For the September quarter, Western expects overall hard drive industry shipments to increase modestly to approximately 135 million to 140 million units from the June quarter's 133 million units, primarily due to a seasonal increase in consumer electronics and branded product shipments. The company expects revenue in the September quarter to remain flat or increase slightly from the June quarter reflecting modest price declines and a seasonal change in business mix.

Valuation

WDC is trading at less than one times sales and five times cash flow. While more expensive than in 2012, expectations are still modest for the company. Since the start of 2013, Western's stock has risen nearly 49.6%, from $43.44 to $65 currently.

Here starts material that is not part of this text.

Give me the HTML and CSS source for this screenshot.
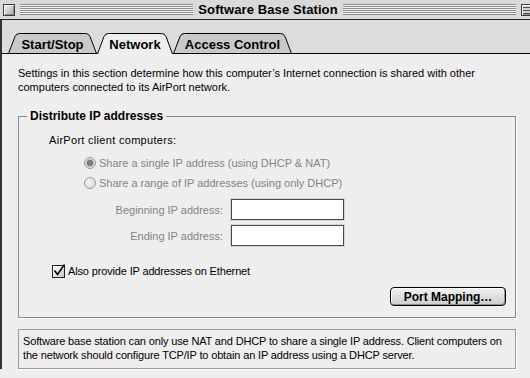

This is ahead of the revenue growth trend, but the macro trends in information storage emit optimism for Western's future.

Ratios

June 28, 2013

June 28 , 2012

Price to Sales

0.9x

0.8x

Price to Cash Flow from Operations

4.7x

2.6x

Price to Tangible Book Value

2.5x

1.7x

Trailing Price to Earnings (PE)

15.93

 

Yield $$ (%)

$1.00 (1.60%)

 

Source: Capital IQ, Yahoo Finance.

Foolish bottom line
Western Digital will continue to quench our thirst for knowledge and understanding -- and robust data storage solutions -- into the foreseeable future. While the stock price has outpaced the market in 2013, expectations are still low enough that if the company reports upside prices, further share gains can be had.